### What to do
Check every line of the material below for "with". Give the number of lines that have it, and only that.

######

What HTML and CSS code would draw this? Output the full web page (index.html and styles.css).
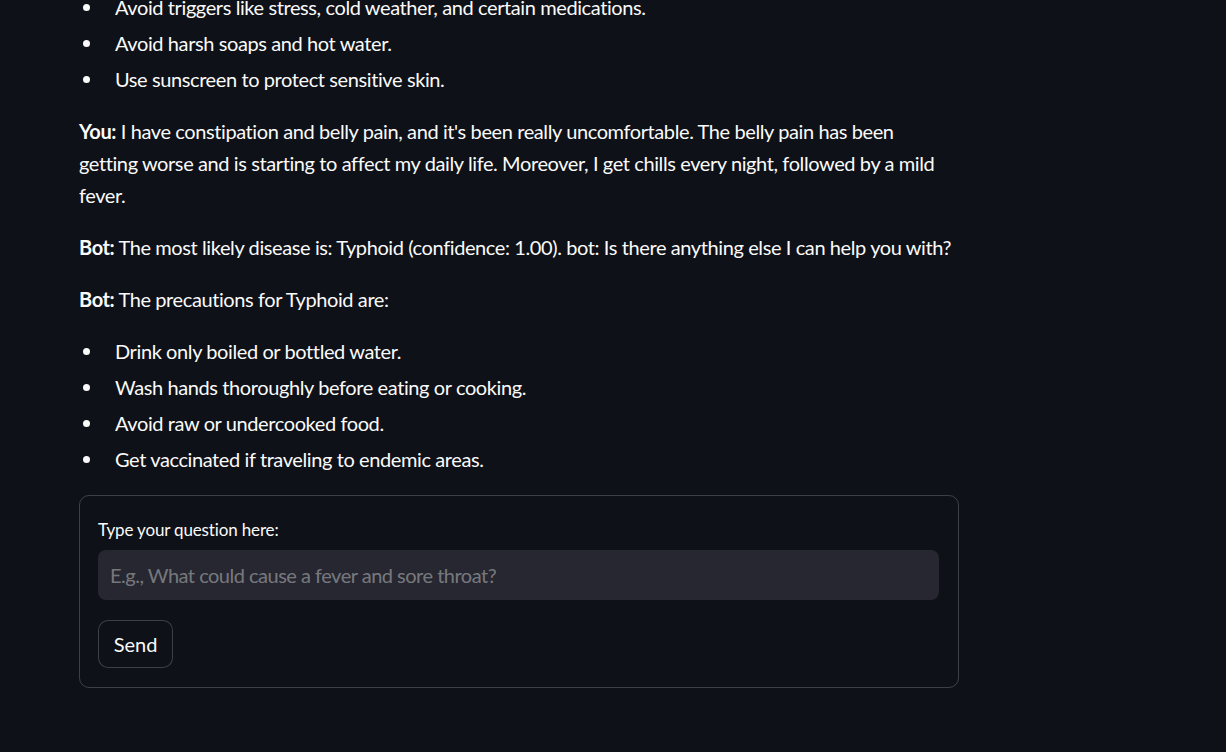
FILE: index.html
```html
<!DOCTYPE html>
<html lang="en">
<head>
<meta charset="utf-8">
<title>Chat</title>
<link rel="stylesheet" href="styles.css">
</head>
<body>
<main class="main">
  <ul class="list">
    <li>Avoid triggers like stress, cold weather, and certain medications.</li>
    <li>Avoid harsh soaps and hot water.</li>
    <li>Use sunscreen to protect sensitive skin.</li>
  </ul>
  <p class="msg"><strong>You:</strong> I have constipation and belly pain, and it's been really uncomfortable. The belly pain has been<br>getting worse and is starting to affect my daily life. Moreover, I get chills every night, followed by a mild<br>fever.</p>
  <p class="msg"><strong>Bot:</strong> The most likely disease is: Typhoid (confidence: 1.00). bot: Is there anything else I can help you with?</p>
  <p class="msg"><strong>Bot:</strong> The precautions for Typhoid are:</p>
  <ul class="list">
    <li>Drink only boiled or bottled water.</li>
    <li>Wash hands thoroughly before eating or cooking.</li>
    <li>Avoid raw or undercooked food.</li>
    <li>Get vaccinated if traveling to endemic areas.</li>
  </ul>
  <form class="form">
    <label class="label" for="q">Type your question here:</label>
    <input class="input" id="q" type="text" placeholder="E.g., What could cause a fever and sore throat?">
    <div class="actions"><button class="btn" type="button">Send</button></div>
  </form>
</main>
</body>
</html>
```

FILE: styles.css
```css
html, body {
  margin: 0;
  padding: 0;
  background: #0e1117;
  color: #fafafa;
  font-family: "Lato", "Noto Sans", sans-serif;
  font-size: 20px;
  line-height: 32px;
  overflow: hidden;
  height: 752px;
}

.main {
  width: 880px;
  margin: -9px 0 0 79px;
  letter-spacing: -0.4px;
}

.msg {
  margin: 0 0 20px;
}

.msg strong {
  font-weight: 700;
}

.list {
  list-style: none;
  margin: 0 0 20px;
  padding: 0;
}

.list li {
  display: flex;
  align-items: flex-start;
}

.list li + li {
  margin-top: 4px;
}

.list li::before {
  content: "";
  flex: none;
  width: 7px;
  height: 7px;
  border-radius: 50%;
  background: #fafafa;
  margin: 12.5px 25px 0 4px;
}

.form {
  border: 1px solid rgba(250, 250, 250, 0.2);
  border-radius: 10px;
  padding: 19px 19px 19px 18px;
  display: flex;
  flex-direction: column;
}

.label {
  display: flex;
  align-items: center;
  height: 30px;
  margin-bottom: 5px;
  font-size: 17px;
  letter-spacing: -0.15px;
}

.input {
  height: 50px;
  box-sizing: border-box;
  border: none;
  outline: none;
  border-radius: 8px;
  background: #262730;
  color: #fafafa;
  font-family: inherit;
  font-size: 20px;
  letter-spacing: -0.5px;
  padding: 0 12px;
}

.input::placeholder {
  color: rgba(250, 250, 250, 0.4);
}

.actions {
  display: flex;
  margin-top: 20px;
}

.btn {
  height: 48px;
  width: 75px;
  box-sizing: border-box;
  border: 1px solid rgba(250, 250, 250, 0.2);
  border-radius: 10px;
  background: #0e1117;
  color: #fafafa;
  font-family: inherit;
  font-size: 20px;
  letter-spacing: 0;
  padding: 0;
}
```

######

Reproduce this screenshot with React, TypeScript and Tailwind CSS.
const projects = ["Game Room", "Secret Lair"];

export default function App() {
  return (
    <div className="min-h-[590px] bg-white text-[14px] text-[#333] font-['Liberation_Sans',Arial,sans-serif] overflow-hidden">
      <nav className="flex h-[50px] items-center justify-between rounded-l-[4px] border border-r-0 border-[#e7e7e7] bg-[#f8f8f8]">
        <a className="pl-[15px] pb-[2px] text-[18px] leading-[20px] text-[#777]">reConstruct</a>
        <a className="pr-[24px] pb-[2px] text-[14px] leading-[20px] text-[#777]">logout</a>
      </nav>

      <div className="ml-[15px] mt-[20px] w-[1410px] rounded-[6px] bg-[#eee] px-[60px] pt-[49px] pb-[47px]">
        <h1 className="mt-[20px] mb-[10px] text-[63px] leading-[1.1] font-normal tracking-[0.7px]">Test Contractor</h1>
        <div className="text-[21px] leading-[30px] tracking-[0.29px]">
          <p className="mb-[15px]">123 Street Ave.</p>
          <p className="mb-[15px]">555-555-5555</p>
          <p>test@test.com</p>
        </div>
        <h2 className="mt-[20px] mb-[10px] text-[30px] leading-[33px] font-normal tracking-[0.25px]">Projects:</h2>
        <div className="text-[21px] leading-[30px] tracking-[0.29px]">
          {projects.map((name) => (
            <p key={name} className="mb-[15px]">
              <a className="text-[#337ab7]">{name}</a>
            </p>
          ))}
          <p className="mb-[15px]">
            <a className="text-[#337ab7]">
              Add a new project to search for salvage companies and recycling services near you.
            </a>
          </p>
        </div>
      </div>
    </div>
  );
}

######

### Exercise response
2